The Effects of Stress on the Body
Stress and Your Health
Whether you’ve been stuck in rush-hour traffic or worried about an upcoming deadline we’ve all experienced stress at one point or another. While experiencing stress is normal, having prolonged exposure to stress hormones can have an adverse effect on your health.
How Stress Affects the Mind and Body
When experiencing prolonged exposure to stress, it may hinder your body’s capability of returning to a normal state. When the body’s stress response system is activated for prolonged periods of time, it releases cortisol and other stress hormones, which can have adverse effects on the mind and body.
Mental Health and Stress
When you continue to experience chronic stress, it can cause disturbances in your mental wellbeing, causing you to develop mental health issues. Consequently, if you are already living with a mental health issue, stress can exacerbate symptoms.
Some mental health issues prolonged stress can put you at risk for include but are not limited to:
- Memory and concentration issues
Physical Health and Stress
While the hormones that increase your heart rate and trigger your “fight or flight” response are meant to protect you during emergency situations, experiencing stress for long periods of time can put your physical health in jeopardy.
When experiencing chronic stress, it can also disrupt your body’s normal physical functions, putting you at risk for the following:
- Trouble sleeping
- Digestive issues
- High blood pressure
- Heart disease and stroke
- Weight gain
Coping With Stress
When you find yourself experiencing excessive amounts of stress, knowing how to manage it may reduce your risk of negative mental and physical health effects. Here are some tips to help keep your stress levels under control:
- Know your triggers: Identifying and recognizing what is causing you stress is the first step in developing a healthy coping mechanism.

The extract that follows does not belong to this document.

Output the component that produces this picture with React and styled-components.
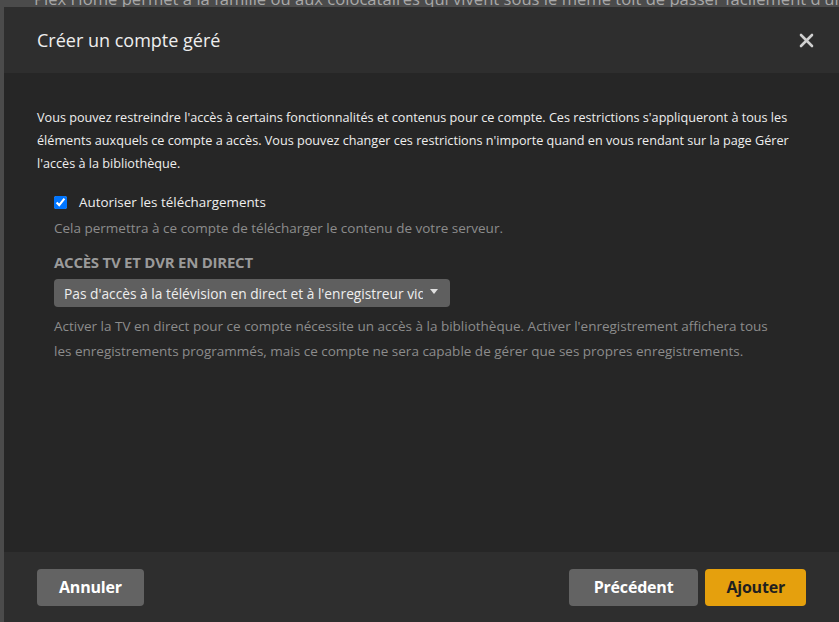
import styled, { createGlobalStyle } from "styled-components";

const GlobalStyle = createGlobalStyle`
  html, body {
    margin: 0;
    padding: 0;
    background: #4b4b4b;
    overflow: hidden;
  }
  body {
    font-family: "Open Sans", "Noto Sans", sans-serif;
  }
`;

const Page = styled.div`
  width: 839px;
  height: 622px;
  display: flex;
  flex-direction: column;
  background: #4b4b4b;
  overflow: hidden;
`;

const Backdrop = styled.div`
  height: 7px;
  overflow: hidden;
  padding-left: 34px;
  color: #a8a8a8;
  font-size: 16.6px;
  line-height: 16px;
  white-space: nowrap;

  span {
    display: block;
    margin-top: -9px;
  }
`;

const Modal = styled.div`
  flex: 1;
  margin-left: 4px;
  display: flex;
  flex-direction: column;
  background: #262626;
  min-height: 0;
`;

const Header = styled.div`
  height: 66px;
  flex-shrink: 0;
  display: flex;
  align-items: center;
  justify-content: space-between;
  padding: 0 24px 0 33px;
  background: #2e2e2e;
`;

const Title = styled.h2`
  margin: 0;
  font-size: 18px;
  font-weight: 400;
  color: #eeeeee;
`;

const CloseButton = styled.button`
  border: 0;
  background: none;
  padding: 0;
  width: 18px;
  height: 18px;
  display: flex;
  align-items: center;
  justify-content: center;
  cursor: pointer;
`;

const Body = styled.div`
  flex: 1;
  padding: 33px 33px 0 33px;
`;

const Intro = styled.p`
  margin: 0;
  font-size: 12.65px;
  line-height: 23px;
  color: #eeeeee;
`;

const Section = styled.div`
  padding-left: 17px;
`;

const CheckRow = styled.label`
  display: flex;
  align-items: center;
  gap: 12px;
  margin-top: 17px;
  height: 20px;
  font-size: 13.4px;
  color: #eeeeee;
`;

const Checkbox = styled.input`
  margin: 0;
  width: 13px;
  height: 13px;
  accent-color: #0075ff;
`;

const Hint = styled.p`
  margin: ${(p) => p.$top || 0}px 0 0;
  max-width: ${(p) => p.$max || 760}px;
  font-size: 13.5px;
  line-height: ${(p) => p.$lh || 22}px;
  color: #8c8c8c;
`;

const Heading = styled.h3`
  margin: 13px 0 0;
  font-size: 15px;
  line-height: 20px;
  font-weight: 700;
  letter-spacing: -0.25px;
  color: #9a9a9a;
  text-transform: uppercase;
`;

const Select = styled.div`
  margin-top: 7px;
  width: 396px;
  height: 28px;
  box-sizing: border-box;
  display: flex;
  align-items: center;
  gap: 7px;
  padding: 0 10px 0 10px;
  border-radius: 4px;
  background: #5f5f5f;
  color: #eeeeee;
  font-size: 13.75px;
  cursor: pointer;
`;

const SelectText = styled.span`
  flex: 1;
  overflow: hidden;
  white-space: nowrap;
`;

const Caret = styled.span`
  width: 0;
  height: 0;
  border-left: 4px solid transparent;
  border-right: 4px solid transparent;
  border-top: 5px solid #e0e0e0;
  margin-bottom: 4px;
  margin-right: 2px;
`;

const Footer = styled.div`
  height: 70px;
  flex-shrink: 0;
  display: flex;
  align-items: center;
  justify-content: space-between;
  padding: 0 33px;
  background: #2e2e2e;
`;

const Group = styled.div`
  display: flex;
  gap: 7px;
`;

const Button = styled.button`
  height: 37px;
  padding: 0 ${(p) => p.$pad || 22}px;
  border: 0;
  border-radius: 4px;
  background: ${(p) => (p.$primary ? "#e5a00d" : "#636363")};
  color: ${(p) => (p.$primary ? "#1f1f1f" : "#ffffff")};
  font-family: "Open Sans", sans-serif;
  font-size: 16px;
  font-weight: 700;
  letter-spacing: -0.2px;
  cursor: pointer;
`;

export default function App() {
  return (
    <>
      <GlobalStyle />
      <Page>
        <Backdrop>
          <span>
            Plex Home permet à la famille ou aux colocataires qui vivent sous le même toit de passer facilement d'un compte à l'autre
          </span>
        </Backdrop>
        <Modal>
          <Header>
            <Title>Créer un compte géré</Title>
            <CloseButton aria-label="Fermer">
              <svg width="15" height="15" viewBox="0 0 15 15">
                <path d="M2 2 L13 13 M13 2 L2 13" stroke="#d0d0d0" strokeWidth="2.6" strokeLinecap="round" />
              </svg>
            </CloseButton>
          </Header>
          <Body>
            <Intro>
              Vous pouvez restreindre l'accès à certains fonctionnalités et contenus pour ce compte. Ces restrictions s'appliqueront à tous les éléments auxquels ce compte a accès. Vous pouvez changer ces restrictions n'importe quand en vous rendant sur la page Gérer l'accès à la bibliothèque.
            </Intro>
            <Section>
              <CheckRow>
                <Checkbox type="checkbox" defaultChecked />
                Autoriser les téléchargements
              </CheckRow>
              <Hint $top={5}>Cela permettra à ce compte de télécharger le contenu de votre serveur.</Hint>
              <Heading>Accès TV et DVR en direct</Heading>
              <Select>
                <SelectText>Pas d'accès à la télévision en direct et à l'enregistreur vidéo numérique</SelectText>
                <Caret />
              </Select>
              <Hint $top={7} $max={725} $lh={25}>
                Activer la TV en direct pour ce compte nécessite un accès à la bibliothèque. Activer l'enregistrement affichera tous les enregistrements programmés, mais ce compte ne sera capable de gérer que ses propres enregistrements.
              </Hint>
            </Section>
          </Body>
          <Footer>
            <Button $pad={22}>Annuler</Button>
            <Group>
              <Button $pad={25}>Précédent</Button>
              <Button $primary $pad={21}>Ajouter</Button>
            </Group>
          </Footer>
        </Modal>
      </Page>
    </>
  );
}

- Phone-a-Friend: When you’re feeling overwhelmed emotionally, talking with someone you trust about your situation can help ease some of that tension.
- Yoga: Studies have shown that practicing yoga can help decrease the secretion of cortisol into the body, which is the most prominent stress hormone.
- Meditation: Studies have shown that mindfulness meditation can also reduce the production of cortisol. Research also suggests that meditation can improve physical stress-related conditions such as anxiety and depression.